The Spanish Foundation for Science and Technology (FECYT) is a public foundation under the Ministry for Economic Affairs and Competitiveness; its mission is to promote science, technology and innovation (www.fecyt.es).

Research performers are key actors in the Spanish open access landscape. There are up to 57 universities and public research centres with their own institutional OA repository. All of them are part of RECOLECTA (Open Science Harvester).

ODiSEA (International Registry on Research Data) is an international inventory of deposits that supports research data sets world-wide.

The Network of University Libraries (REBIUN) of the Conference of Rectors of Spanish Universities (CRUE) – This organisation comprises all Spanish universities and scientific libraries. REBIUN includes 75 libraries and the Spanish National Research Council (CSIC), the largest national public research-performing institution (www.rebiun.org/).

Policy design

At national level, the policy framework is represented by the Science, Technology and Innovation Act 14/2011, released in 2011 (Article 37 on Open Access Dissemination). This policy is implemented through the Spanish Strategy for Research Development and Innovation (EECTI) and the action plans derived from it.

It is stated that Spanish researchers funded by the state (National Plan for Scientific and Technological Research and Innovation) should make public a copy of the final version of the accepted paper as soon as possible, and no later than 12 months after publication. Open access copies will be available through either institutional or thematic repositories, and they should be taken into consideration for institutional evaluation.

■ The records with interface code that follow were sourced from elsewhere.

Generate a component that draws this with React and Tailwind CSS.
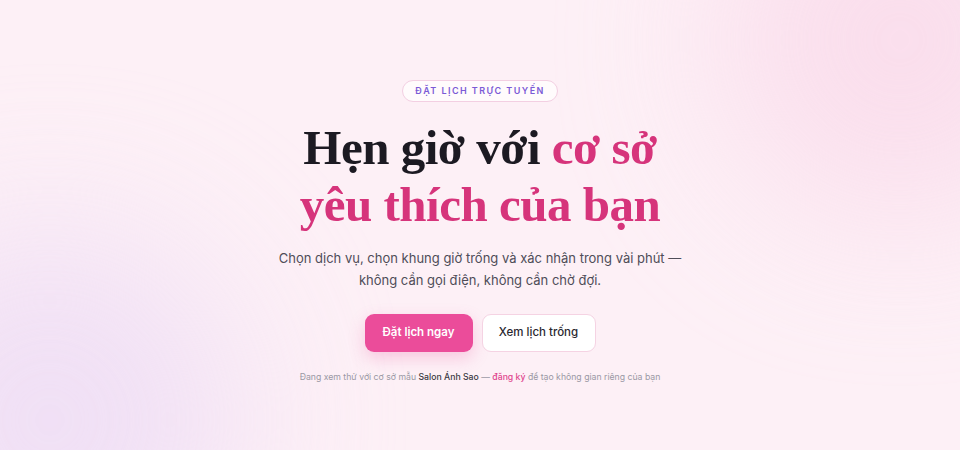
export default function App() {
  return (
    <div className="relative h-[450px] w-[960px] overflow-hidden bg-[#fdf0f6] font-['Inter',sans-serif]">
      {/* soft background blobs */}
      <div className="absolute -right-[120px] -top-[140px] h-[360px] w-[360px] rounded-full bg-[#f9d6e8] opacity-70 blur-[80px]" />
      <div className="absolute -bottom-[160px] -left-[140px] h-[380px] w-[380px] rounded-full bg-[#eddcf5] opacity-80 blur-[80px]" />

      <main className="relative flex flex-col items-center pt-[80px] text-center">
        <span className="rounded-full border border-[#f3cfe2] bg-white/70 px-[12px] py-[3px] text-[9px] font-semibold tracking-[0.16em] text-[#7b5ad6]">
          ĐẶT LỊCH TRỰC TUYẾN
        </span>

        <h1 className="mt-[17px] font-['Liberation_Serif',serif] text-[49px] font-bold leading-[57px] tracking-[-0.01em] text-[#1c1a22]">
          Hẹn giờ với <span className="text-[#d6347b]">cơ sở</span>
          <br />
          <span className="text-[#d6347b]">yêu thích của bạn</span>
        </h1>

        <p className="mt-[14px] text-[13px] leading-[22px] text-[#4f4d58]">
          Chọn dịch vụ, chọn khung giờ trống và xác nhận trong vài phút —
          <br />
          không cần gọi điện, không cần chờ đợi.
        </p>

        <div className="mt-[23px] flex gap-[9px]">
          <button className="h-[38px] w-[108px] rounded-[9px] bg-[#eb4c9a] text-[11.5px] font-semibold text-white shadow-[0_6px_16px_rgba(235,76,154,0.25)]">
            Đặt lịch ngay
          </button>
          <button className="h-[38px] w-[114px] rounded-[9px] border border-[#f5d3e3] bg-white text-[11.5px] font-medium text-[#2a2830]">
            Xem lịch trống
          </button>
        </div>

        <p className="mt-[19px] text-[8.7px] text-[#9a98a4]">
          Đang xem thử với cơ sở mẫu <span className="font-medium text-[#3a3842]">Salon Ánh Sao</span> —{" "}
          <span className="font-medium text-[#e0478f]">đăng ký</span> để tạo không gian riêng của bạn
        </p>
      </main>
    </div>
  );
}
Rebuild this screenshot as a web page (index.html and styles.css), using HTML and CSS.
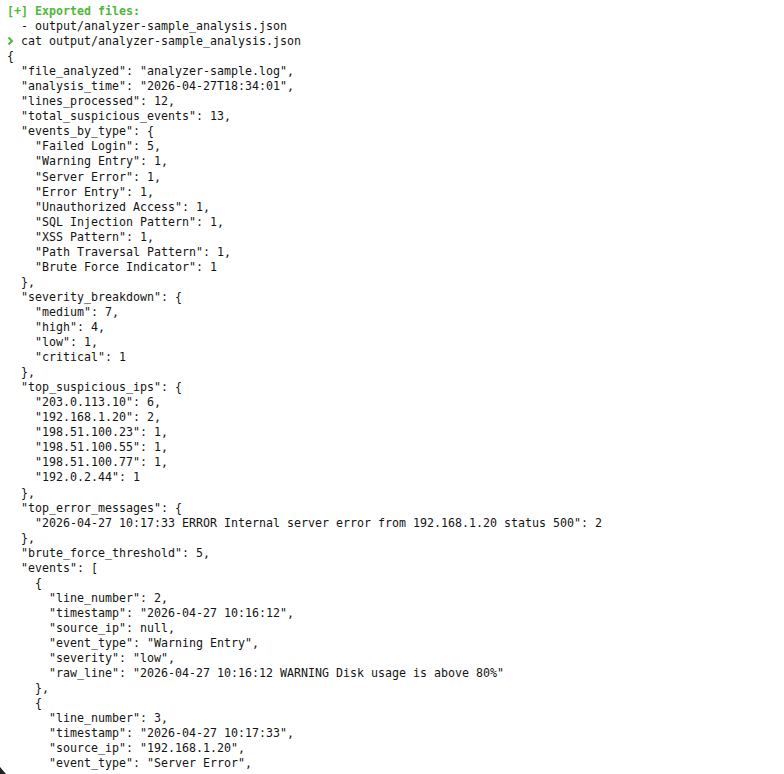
FILE: index.html
```html
<!DOCTYPE html>
<html lang="en">
<head>
<meta charset="utf-8">
<title>Terminal</title>
<link rel="stylesheet" href="styles.css">
</head>
<body>
<main class="terminal">
<pre class="out"><span class="ok">[+] Exported files:</span>
  - output/analyzer-sample_analysis.json
<span class="prompt"><svg class="chev" width="7" height="10" viewBox="0 0 7 10"><polyline points="1.5,1.5 5,5 1.5,8.5" fill="none" stroke="#4fb83a" stroke-width="2"/></svg></span> cat output/analyzer-sample_analysis.json
{
  "file_analyzed": "analyzer-sample.log",
  "analysis_time": "2026-04-27T18:34:01",
  "lines_processed": 12,
  "total_suspicious_events": 13,
  "events_by_type": {
    "Failed Login": 5,
    "Warning Entry": 1,
    "Server Error": 1,
    "Error Entry": 1,
    "Unauthorized Access": 1,
    "SQL Injection Pattern": 1,
    "XSS Pattern": 1,
    "Path Traversal Pattern": 1,
    "Brute Force Indicator": 1
  },
  "severity_breakdown": {
    "medium": 7,
    "high": 4,
    "low": 1,
    "critical": 1
  },
  "top_suspicious_ips": {
    "203.0.113.10": 6,
    "192.168.1.20": 2,
    "198.51.100.23": 1,
    "198.51.100.55": 1,
    "198.51.100.77": 1,
    "192.0.2.44": 1
  },
  "top_error_messages": {
    "2026-04-27 10:17:33 ERROR Internal server error from 192.168.1.20 status 500": 2
  },
  "brute_force_threshold": 5,
  "events": [
    {
      "line_number": 2,
      "timestamp": "2026-04-27 10:16:12",
      "source_ip": null,
      "event_type": "Warning Entry",
      "severity": "low",
      "raw_line": "2026-04-27 10:16:12 WARNING Disk usage is above 80%"
    },
    {
      "line_number": 3,
      "timestamp": "2026-04-27 10:17:33",
      "source_ip": "192.168.1.20",
      "event_type": "Server Error",</pre>
<svg class="corner" width="8" height="8" viewBox="0 0 8 8"><polygon points="0,1 6,8 0,8" fill="#222"/></svg>
</main>
</body>
</html>
```

FILE: styles.css
```css
html, body {
  margin: 0;
  padding: 0;
  background: #ffffff;
}

.terminal {
  position: relative;
  width: 784px;
  height: 774px;
  overflow: hidden;
  box-sizing: border-box;
  padding: 4px 0 0 7px;
}

.out {
  margin: 0;
  font-family: "DejaVu Sans Mono", "Liberation Mono", monospace;
  font-size: 11.64px;
  line-height: 15.04px;
  color: #141414;
  white-space: pre;
}

.ok {
  color: #4fb83a;
  font-weight: bold;
}

.prompt {
  display: inline-block;
  width: 7px;
}

.chev {
  display: inline-block;
  vertical-align: -1px;
}

.corner {
  position: absolute;
  left: 0;
  bottom: 0;
}
```
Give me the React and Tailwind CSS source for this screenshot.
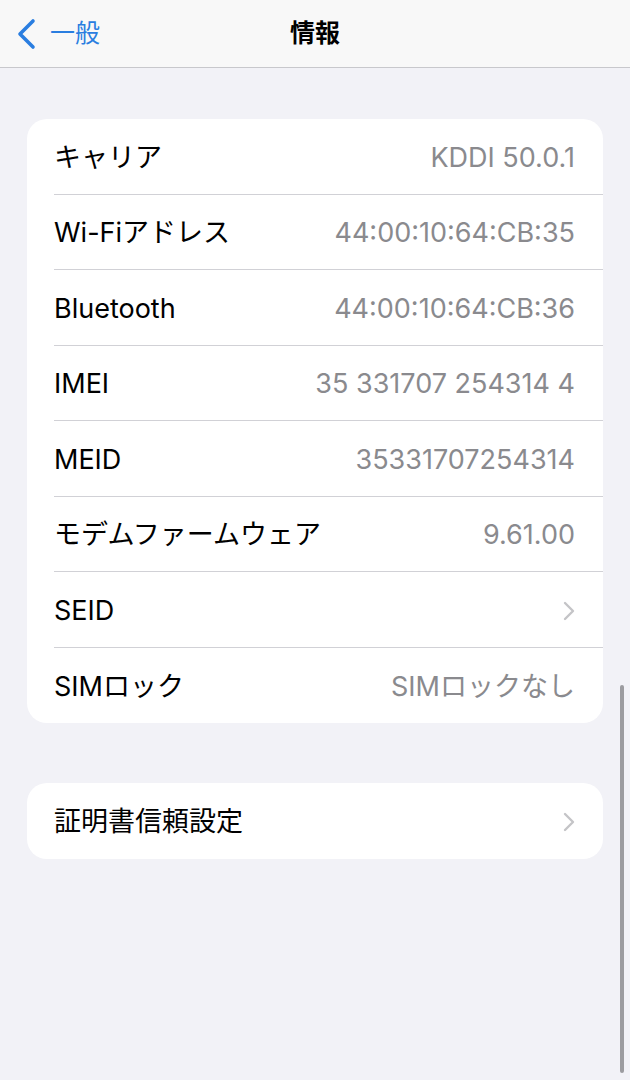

The National Plan encourages both green OA and gold OA standards. OA fees and costs (gold OA) are eligible for those R&D projects funded by the National Programme of Knowledge Promotion and Excellence, and specific instruments within the National Programme for Research Aimed at the Challenges of Society.

Introduction of criteria to evaluation procedures – mainly in areas such as R&D projects, grants, etc. – is publicly funded through the National Plan for Scientific and Technological Research and Innovation, as is introduction of OA publications as a criterion for assessing researchers (i.e. for promotion).  It should be noted that both items are present in the Act, but are still not in place.

Also, in the regional context, a number of legal initiatives have been approved (Madrid, Asturias, Catalonia) in the area of open access.

There is as yet no specific result from application of the legislation.

No budget is assigned to this initiative.

The main institution involved in implementing the initiative is the State Secretary for Research, Development and Innovation, through its different agencies, institutions, foundations, etc. Key roles in the implementation and the co-ordination of OA policies at the national level are played by FECYT, the Network of Spanish University Libraries (REBIUN), and the different regional administrations with competences in education and culture matters.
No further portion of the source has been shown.